The IM worldview: a shared knowledge base for science

 

This page contains a brief outline of its final contents.

  • In theoretical work, we have suggested that the boundaries of a cross-domain interoperable conceptualization for integrated modelling are set by a choice of observational scale. Within these boundaries, a set of terms can be identified that can provide unambiguous and coherent building blocks for the dialogue between different disciplines. We name such a conceptualization a modelling worldview; semantic modelling tools can be used to build manageable worldviews that are more understandable to users than the current state-of-the-art formalisms, and integrate community-endorsed vocabularies and thesauri.
  • Building ontologies is notoriously time-consuming and difficult, largely because different disciplines make different use of the same language. With the integrating principles of semantic modelling specified in the k.IM language, we are confident that this effort can be more productive than many past attempts. The IM partnership can thus play an important role in ensuring representativity, tightness, cross-domain endorsement and generality for semantic modeling.
  • The IM partnership maintains the IM worldview as a set of k.IM-specified ontologies built on our general conceptualization of observables and universals, and geared toward the description of phenomena and problems related to Earth and its natural and human inhabitants. More general ontologies (describing basic aspects of the physical world) are specialized into core science domains (chemistry, earth, biology), which are the basis for more specific domain ontologies (agriculture, ecology, soil science, economics, policy, behavior). The most specialized ontologies in the worldview express narrower, but still mainstream, views of the sciences (such as ecosystem services), implemented as roles. Rather than introducing new concepts that would overlap with existing physical domains, roles describe viewpoints, reinterpreting those physical concepts in a particular light, without ambiguity or confusion. The validation infrastructure built into the toolset supporting k.IM ensures that all these different categories of knowledge are used in a proper and harmonious way, guiding the user towards consistent and minimal specifications.
  • The IM worldview is shared across all the semantic web servers maintained by the Partnership and all partners. It is tied to the IM certificate and automatically synchronized so that each user is guaranteed to be always using the latest version.
  • We commit to ongoing development and maintenance of the IM worldview, a long-term endeavor directed by all partners and users. This should not prevent other groups from using our work to develop differently scaled worldviews – for example for particle physics or cosmology.
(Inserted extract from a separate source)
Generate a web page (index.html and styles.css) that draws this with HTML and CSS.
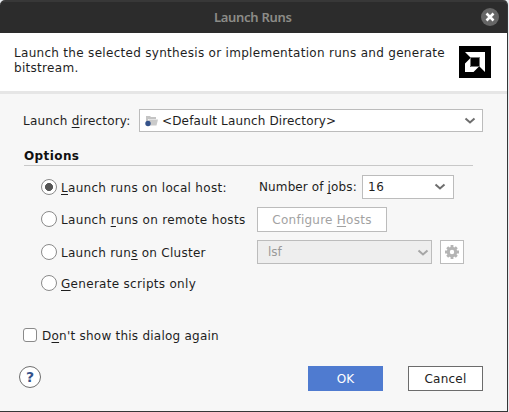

As each user and network server is committed to a worldview through the IM certificate, entire new networks can be set up with the k.LAB software stack without risking interference or confusion. Our aim for the IM worldview is to cover all the domains that are “resolved” from the natural observational scale of a human observer, encompassing natural and social sciences as well as their integration.
  • Our effort gives a first possibility to provide a practical cross-domain conceptualization, small enough to learn and use by a diverse community of non-specialists, through rigorous modularization and subdivision of content. Worldviews strictly define the what of information (observable semantics), and as such do not need to address context (semantics of time and space), provenance or observation semantics. By separating universals from observables and allowing users to compose them freely in k.IM, we can greatly reduce the number of concepts. Using authorities, we can communally endorse and link external, large vocabularies of identities (e.g., taxonomic names or chemical species) to the k.IM specifications without having to incorporate those terms in the worldview. This further enhances usability and modularity when specifying semantics.
  • Development of the worldview and its timeline. Quick description of the community process and workflow enabling use of provisional concepts. Concepts are resolved to the worldview through a collaborative process, when required semantics cannot be found – because concepts have not yet been defined or because established ideas about existing concepts are hard to reconceptualize.
  • Use of the worldview for annotation, automatic documentation and discovery through crawlers.